Gang Up

有一个 $n$ 个点 $m$ 条边的无向连通图上有$k$人，这些人要到 $1$ 号点。每个时刻一个人可以走一条边，也可以不走。 一个人如果过了 $t$ 时刻才到 $1$ 号点，要付出 $c\cdot t$ 的代价。 如果一条边在一个时刻一个方向上同时被 $a$ 个人走，要付出 $d\cdot a^2$ 的代价。 求最小代价。

The leader of some very secretive organization has decided to invite all other members to a meeting. All members of the organization live in the same town which can be represented as $ n $ crossroads connected by $ m $ two-directional streets. The meeting will be held in the leader's house near the crossroad $ 1 $ . There are $ k $ members of the organization invited to the meeting; $ i $ -th of them lives near the crossroad $ a_i $ . All members of the organization receive the message about the meeting at the same moment and start moving to the location where the meeting is held. In the beginning of each minute each person is located at some crossroad. He or she can either wait a minute at this crossroad, or spend a minute to walk from the current crossroad along some street to another crossroad (obviously, it is possible to start walking along the street only if it begins or ends at the current crossroad). In the beginning of the first minute each person is at the crossroad where he or she lives. As soon as a person reaches the crossroad number $ 1 $ , he or she immediately comes to the leader's house and attends the meeting. Obviously, the leader wants all other members of the organization to come up as early as possible. But, since the organization is very secretive, the leader does not want to attract much attention. Let's denote the discontent of the leader as follows - initially the discontent is $ 0 $ ; - whenever a person reaches the crossroad number $ 1 $ , the discontent of the leader increases by $ c \cdot x $ , where $ c $ is some fixed constant, and $ x $ is the number of minutes it took the person to reach the crossroad number $ 1 $ ; - whenever $ x $ members of the organization walk along the same street at the same moment in the same direction, $ dx^2 $ is added to the discontent, where $ d $ is some fixed constant. This is not cumulative: for example, if two persons are walking along the same street in the same direction at the same moment, then $ 4d $ is added to the discontent, not $ 5d $ . Before sending a message about the meeting, the leader can tell each member of the organization which path they should choose and where they should wait. Help the leader to establish a plan for every member of the organization so they all reach the crossroad $ 1 $ , and the discontent is minimized.

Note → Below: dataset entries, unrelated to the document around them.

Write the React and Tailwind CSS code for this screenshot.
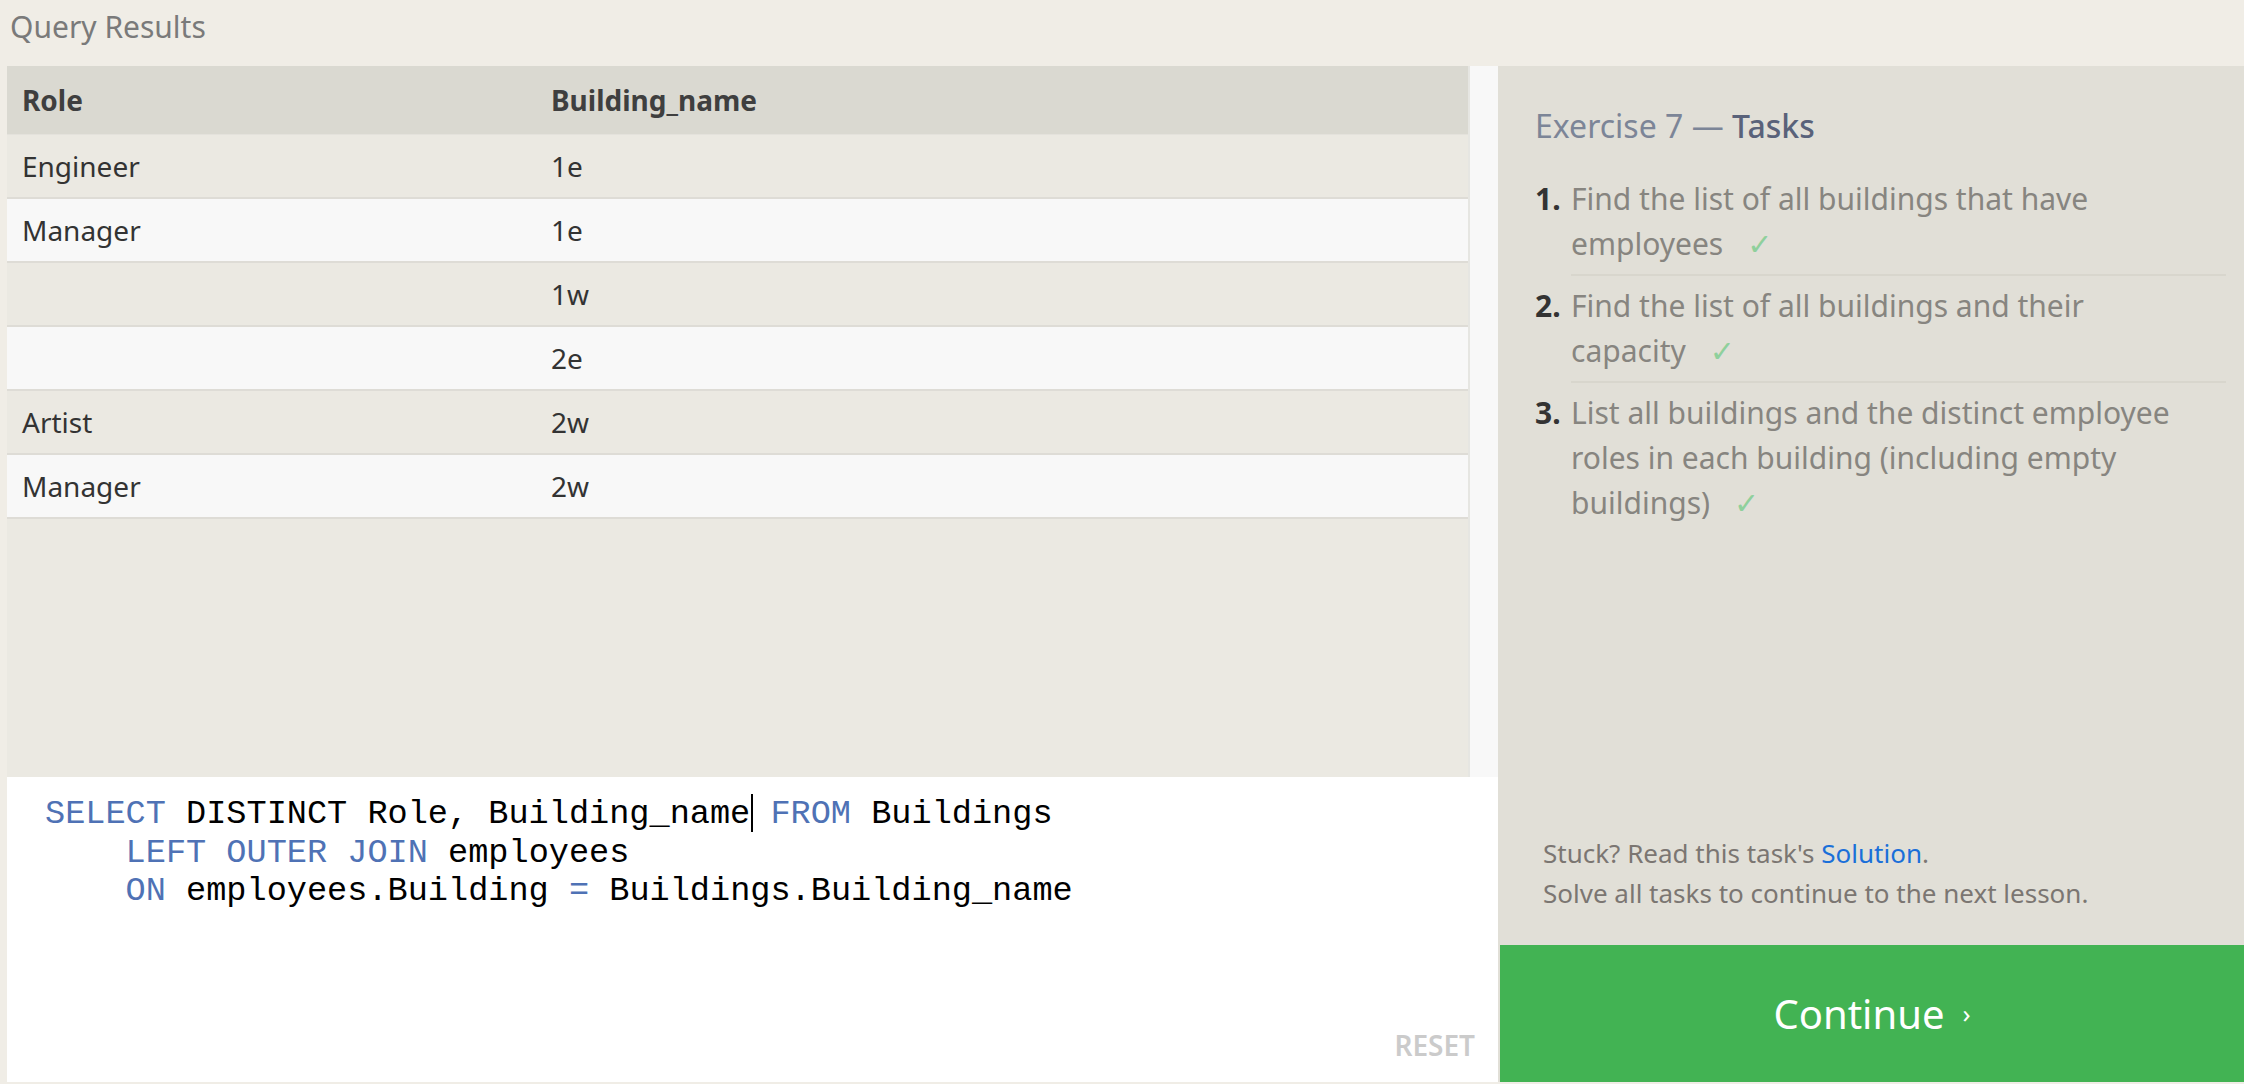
import React from "react";

const rows = [
  { role: "Engineer", building: "1e" },
  { role: "Manager", building: "1e" },
  { role: "", building: "1w" },
  { role: "", building: "2e" },
  { role: "Artist", building: "2w" },
  { role: "Manager", building: "2w" },
];

const tasks = [
  "Find the list of all buildings that have employees",
  "Find the list of all buildings and their capacity",
  "List all buildings and the distinct employee roles in each building (including empty buildings)",
];

function Kw({ children }) {
  return <span className="text-[#4f72b5]">{children}</span>;
}

export default function App() {
  return (
    <div className="w-[2244px] h-[1084px] bg-[#f0ede6] flex flex-col font-['Noto_Sans',sans-serif] overflow-hidden">
      {/* header */}
      <div className="h-[66px] shrink-0 px-[10px] text-[30px] leading-[54px] text-[#7a7a7a]">
        Query Results
      </div>

      <div className="flex-1 flex pl-[7px] pb-[2px] bg-[#f0ede6]">
        {/* left: results + editor */}
        <div className="w-[1491px] flex flex-col">
          <div className="h-[711px] flex">
            <div className="w-[1461px] bg-[#ebe9e2] flex flex-col">
              <div className="h-[69px] flex items-center bg-[#dad9d1] border-b border-[#e4e2dc] text-[28px] font-bold text-[#3f3f3f]">
                <div className="w-[529px] pl-[15px]">Role</div>
                <div className="pl-[15px]">Building_name</div>
              </div>
              {rows.map((r, i) => (
                <div
                  key={i}
                  className={`h-[64px] flex items-center border-b-2 border-[#dedcd6] text-[28px] text-[#333] ${
                    i % 2 === 0 ? "bg-[#ebe9e2]" : "bg-[#f8f8f8]"
                  }`}
                >
                  <div className="w-[529px] pl-[15px]">{r.role}</div>
                  <div className="pl-[15px]">{r.building}</div>
                </div>
              ))}
            </div>
            <div className="flex-1 bg-[#f8f8f8] border-l-2 border-[#e6e6e2]"></div>
          </div>

          {/* editor */}
          <div className="flex-1 bg-white flex flex-col pl-[38px] pt-[18px] pr-[23px] pb-[23px]">
            <pre className="font-['Liberation_Mono',monospace] text-[33.6px] leading-[38.5px] text-black">
              <Kw>SELECT</Kw> DISTINCT Role, Building_name
              <span className="relative">
                <span className="absolute left-[1px] top-[-1px] w-[2px] h-[38px] bg-black"></span>
              </span>{" "}
              <Kw>FROM</Kw> Buildings
              {"\n    "}
              <Kw>LEFT OUTER JOIN</Kw> employees
              {"\n    "}
              <Kw>ON</Kw> employees.Building <Kw>=</Kw> Buildings.Building_name
            </pre>
            <div className="flex-1"></div>
            <div className="self-end text-[28px] leading-[28px] text-[#cbcbcb] font-semibold">RESET</div>
          </div>
        </div>

        {/* right: tasks */}
        <div className="flex-1 flex flex-col bg-[#e1dfd7]">
          <div className="flex-1 pl-[37px] pr-[18px] pt-[40px]">
            <h2 className="text-[32px] leading-[40px] text-[#7c8597]">
              Exercise 7 — <span className="text-[#59627a] font-medium">Tasks</span>
            </h2>
            <ol className="mt-[30px]">
              {tasks.map((t, i) => (
                <li key={i} className={`flex text-[30px] leading-[45px] ${i > 0 ? "pt-[7px]" : ""}`}>
                  <span className="w-[36px] shrink-0 font-bold text-[#333]">{i + 1}.</span>
                  <div
                    className={`flex-1 text-[#878580] ${
                      i < tasks.length - 1 ? "pb-[7px] border-b-2 border-[#d8d6cd]" : ""
                    }`}
                  >
                    {t}
                    <span className="ml-[24px] font-['DejaVu_Sans',sans-serif] text-[30px] leading-[45px] text-[#8fd09c]">✓</span>
                  </div>
                </li>
              ))}
            </ol>
          </div>

          <div className="pl-[45px] mb-[32px] text-[26px] leading-[40px] text-[#7b7672]">
            <p>
              Stuck? Read this task's <span className="text-[#1a6fd9]">Solution</span>.
            </p>
            <p>Solve all tasks to continue to the next lesson.</p>
          </div>

          <button className="h-[137px] ml-[2px] bg-[#42b353] text-white flex items-center justify-center">
            <span className="text-[40px]">Continue</span>
            <span className="ml-[18px] text-[26px]">›</span>
          </button>
        </div>
      </div>
    </div>
  );
}
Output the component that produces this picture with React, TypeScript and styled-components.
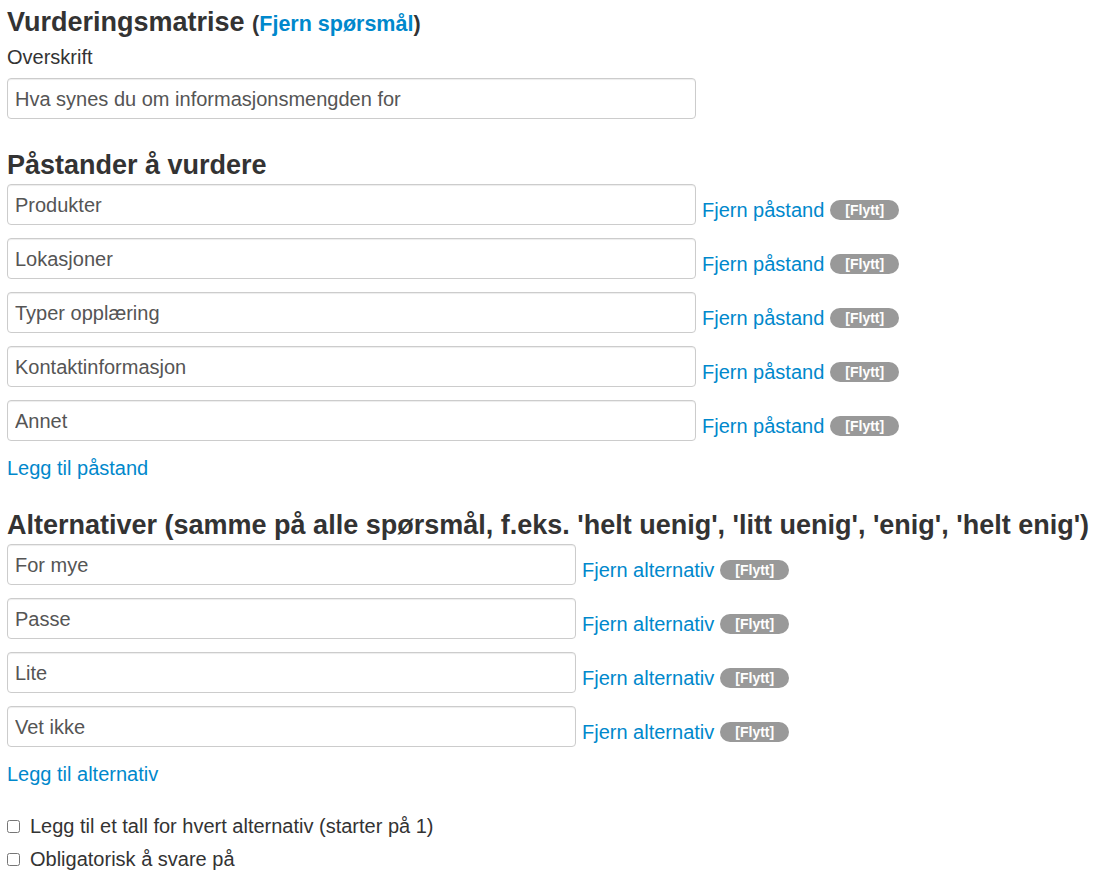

The first line of the input contains five integer numbers $ n $ , $ m $ , $ k $ , $ c $ and $ d $ ( $ 2 \le n \le 50 $ , $ n - 1 \le m \le 50 $ , $ 1 \le k, c, d \le 50 $ ) — the number of crossroads, the number of streets, the number of persons invited to the meeting and the constants affecting the discontent, respectively. The second line contains $ k $ numbers $ a_1 $ , $ a_2 $ , ..., $ a_k $ ( $ 2 \le a_i \le n $ ) — the crossroads where the members of the organization live. Then $ m $ lines follow, each denoting a bidirectional street. Each line contains two integers $ x_i $ and $ y_i $ ( $ 1 \le x_i, y_i \le n $ , $ x_i \ne y_i $ ) denoting a street connecting crossroads $ x_i $ and $ y_i $ . There may be multiple streets connecting the same pair of crossroads. It is guaranteed that every crossroad can be reached from every other crossroad using the given streets.

Print one integer: the minimum discontent of the leader after everyone reaches crossroad $ 1 $ .

3 2 4 2 3
3 3 3 3
1 2
2 3

52

3 3 4 2 3
3 2 2 3
1 2
2 3
2 3

38

The best course of action in the first test is the following: - the first person goes along the street $ 2 $ to the crossroad $ 2 $ , then goes along the street $ 1 $ to the crossroad $ 1 $ and attends the meeting; - the second person waits one minute on the crossroad $ 3 $ , then goes along the street $ 2 $ to the crossroad $ 2 $ , then goes along the street $ 1 $ to the crossroad $ 1 $ and attends the meeting; - the third person waits two minutes on the crossroad $ 3 $ , then goes along the street $ 2 $ to the crossroad $ 2 $ , then goes along the street $ 1 $ to the crossroad $ 1 $ and attends the meeting; - the fourth person waits three minutes on the crossroad $ 3 $ , then goes along the street $ 2 $ to the crossroad $ 2 $ , then goes along the street $ 1 $ to the crossroad $ 1 $ and attends the meeting.